Thank you very much, Chair.
Tiff and I are very pleased to be with you this morning to discuss our April monetary policy report, which the bank published last week.
I should say at the outset that sessions such as these are an important part of the bank's accountability to Parliament and, through Parliament, our accountability to Canadians. We greatly appreciate members taking the time and the focus to drill down on our views on what's happening in the Canadian economy and what the prospects are for the global and Canadian economies.
In the report we note that global economic growth has evolved broadly, as anticipated in January. In the United States, the economic expansion is continuing at a modest pace, with gradually strengthening private demand partly offset by accelerated fiscal consolidation.
Significant policy stimulus has been introduced in Japan.
Europe, in contrast, remains in recession, with economic activity constrained by fiscal austerity, low confidence and tight credit conditions.
After picking up to very strong rates in the second half of 2012, growth in China has eased.
Commodity prices received by Canadian producers remain elevated by historical standards, and despite recent volatility, overall they are little changed since January.
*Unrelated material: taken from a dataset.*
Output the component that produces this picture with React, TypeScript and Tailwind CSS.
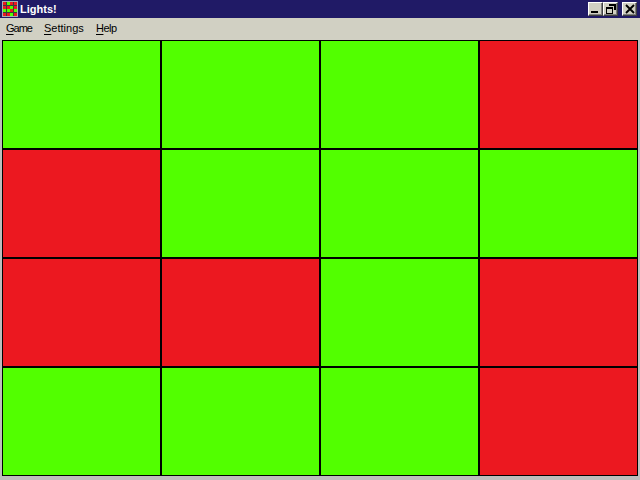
const lights = [
  1, 1, 1, 0,
  0, 1, 1, 1,
  0, 0, 1, 0,
  1, 1, 1, 0,
];

function AppIcon() {
  const on = [1, 6, 8, 9, 11, 14];
  return (
    <svg width="16" height="16" viewBox="0 0 16 16" shapeRendering="crispEdges">
      <rect width="16" height="16" fill="#a8acb4" />
      <rect x="1" y="1" width="14" height="14" fill="#3c3c3c" />
      {Array.from({ length: 16 }).map((_, i) => (
        <rect
          key={i}
          x={1 + (i % 4) * 3.5}
          y={1 + Math.floor(i / 4) * 3.5}
          width="3"
          height="3"
          fill={on.includes(i) ? '#52ff00' : '#ec1820'}
        />
      ))}
    </svg>
  );
}

function CaptionButton({ children, className }: { children: React.ReactNode; className?: string }) {
  return (
    <div
      className={`w-[15px] h-[14px] bg-[#d1d0c3] border border-t-white border-l-white border-r-[#404040] border-b-[#404040] shadow-[inset_-1px_-1px_0_#808080] flex items-center justify-center ${className ?? ''}`}
    >
      {children}
    </div>
  );
}

function MenuItem({ letter, rest, className }: { letter: string; rest: string; className?: string }) {
  return (
    <span className={className}>
      <span className="underline underline-offset-2">{letter}</span>
      {rest}
    </span>
  );
}

export default function App() {
  return (
    <div className="w-[640px] h-[480px] overflow-hidden bg-[#bdbdbd] font-['Liberation_Sans',sans-serif]">
      <div className="h-[18px] bg-[#201a66] flex items-center pl-[2px] pr-[3px]">
        <AppIcon />
        <span className="ml-[2px] text-[11px] font-bold text-white leading-none">Lights!</span>
        <div className="ml-auto flex">
          <CaptionButton>
            <svg width="11" height="10" viewBox="0 0 11 10" shapeRendering="crispEdges">
              <rect x="1" y="7" width="7" height="2" fill="#000" />
            </svg>
          </CaptionButton>
          <CaptionButton>
            <svg width="10" height="10" viewBox="0 0 10 10" shapeRendering="crispEdges">
              <path d="M3 0h7v6H8V2H3z M0 3h7v7H0z M1 5v4h5V5z" fill="#000" fillRule="evenodd" />
            </svg>
          </CaptionButton>
          <CaptionButton className="ml-[4px]">
            <svg width="10" height="10" viewBox="0 0 10 10">
              <path d="M1 1l8 8M9 1l-8 8" stroke="#000" strokeWidth="1.9" />
            </svg>
          </CaptionButton>
        </div>
      </div>
      <div className="h-[22px] bg-[#d1d0c3] flex items-center pl-[6px] text-[11px] text-black leading-none pb-[1px]">
        <MenuItem letter="G" rest="ame" className="w-[38px] tracking-[-1px]" />
        <MenuItem letter="S" rest="ettings" className="w-[52px]" />
        <MenuItem letter="H" rest="elp" className="tracking-[-0.5px]" />
      </div>
      <div className="pl-[2px] grid grid-cols-[repeat(4,159px)] auto-rows-[109px]">
        {lights.map((on, i) => (
          <div key={i} className={`border border-black ${on ? 'bg-[#52ff00]' : 'bg-[#ec1820]'}`} />
        ))}
      </div>
    </div>
  );
}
The bank expects global economic activity to grow modestly in 2013 before strengthening over the following two years. Following a weak second half last year, growth in Canada is projected to regain some momentum through 2013 as net exports pick up and business investment returns to more solid growth.
Consumer spending is expected to grow at a moderate pace over the projection horizon, while residential investment declines further from historically high levels. Growth in total household credit has slowed, and the bank continues to expect that the household debt-to-income ratio will stabilize near current levels.
Despite the projected recovery in exports, they're likely to remain at their pre-recession peak until the second half of 2014, owing to restrained foreign demand and ongoing competitiveness challenges, including the persistent strength of the Canadian dollar.
On a quarterly basis, growth in Canada is expected to pick up to about 2.5% in the second half of this year. Despite this expected rebound, with the weak growth in the second half of last year, annual average growth is projected to be 1.5% in 2013.
The economy is then projected to grow by 2.8% in 2014 and 2.7% in 2015, reaching full capacity by the middle of 2015. This is later than the bank had expected in January.
Total CPI and core inflation have remained low in recent months, broadly in line with our expectations in January. Muted core inflation reflects material excess supply in the economy, heightened competitive pressures in the retail sector, and some special factors.
Total CPI inflation has been restrained by low core inflation and declining mortgage interest costs, with some offset from higher gasoline prices.
Both total and core inflation are expected to remain subdued in coming quarters before gradually rising to 2% by mid-2015, as the economy returns to full capacity, special factors subside, and inflation expectations remain well anchored.
The inflation outlook in Canada is subject to upside and downside risks, which are similar to those identified in January.
The three main upside risks relate to the possibility of stronger-than-expected growth in the United States and global economies, a sharper-than-expected rebound in Canadian exports, and renewed momentum in Canadian residential investment.
The three main downsized risks related to the European crisis, more protracted weakness in business investment and exports in Canada, and the possibility that growth in Canadian household spending could be weaker.
Overall, the bank judges that the risks are roughly balanced over the projection horizon.
Reflecting all of the factors I've listed, on April 17 the bank maintained the target for the overnight rate at 1%, and with continued slack in the Canadian economy, the muted outlook for inflation and the constructive evolution of imbalances in the household sector, the considerable monetary policy stimulus currently in place will likely remain appropriate for a period of time, after which some modest withdrawal will likely be required consistent with achieving the 2% inflation target.
With that, Chair, Tiff and I would be very pleased to take your questions.